Physical Demands and Working Conditions

Ironwork is one of the most physically demanding construction trades. You’ll lift and carry heavy materials, climb to extreme heights, and work in awkward positions while maintaining precise alignment of steel components. Comfort with heights is non-negotiable. Structural ironworkers regularly work on open steel frameworks hundreds of feet above the ground, secured by harnesses and safety cables but still exposed to wind and weather.

The work is outdoors in nearly all conditions. Expect early mornings, exposure to heat, cold, rain, and wind, and the constant noise of heavy equipment. The risk of injury is real. Falls, burns from welding and cutting, and crush hazards from heavy loads are the primary dangers. Strict adherence to safety protocols, proper use of personal protective equipment, and constant communication with your crew are what keep you safe.

Most ironworkers work full time, and overtime is common during busy construction seasons or when project deadlines tighten.

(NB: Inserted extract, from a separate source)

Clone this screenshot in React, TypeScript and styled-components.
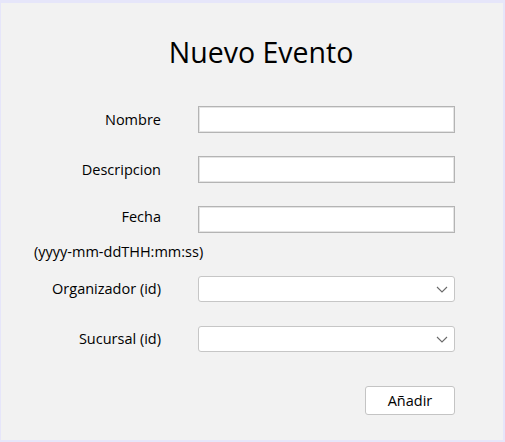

Travel between job sites is typical, and some projects require staying away from home for weeks at a time, especially for bridge work or large industrial builds in remote areas.

How to Get Started

If you’re interested in the trade, the most direct step is contacting your nearest Ironworkers local union or Joint Apprenticeship Training Committee (JATC). They can tell you when the next application period opens and what documents you’ll need. You can search for locals through the Iron Workers International website.

While waiting for an apprenticeship slot, you can strengthen your application by taking a welding course at a community college or trade school, getting your OSHA 10 card on your own, or working as a general construction laborer to build jobsite experience. Any hands-on familiarity with tools, equipment, and the rhythm of a construction site will give you an edge over applicants walking in cold. Physical fitness matters too. If you can’t comfortably carry 50 to 75 pounds repeatedly and work on your feet for a full shift, start building that endurance now.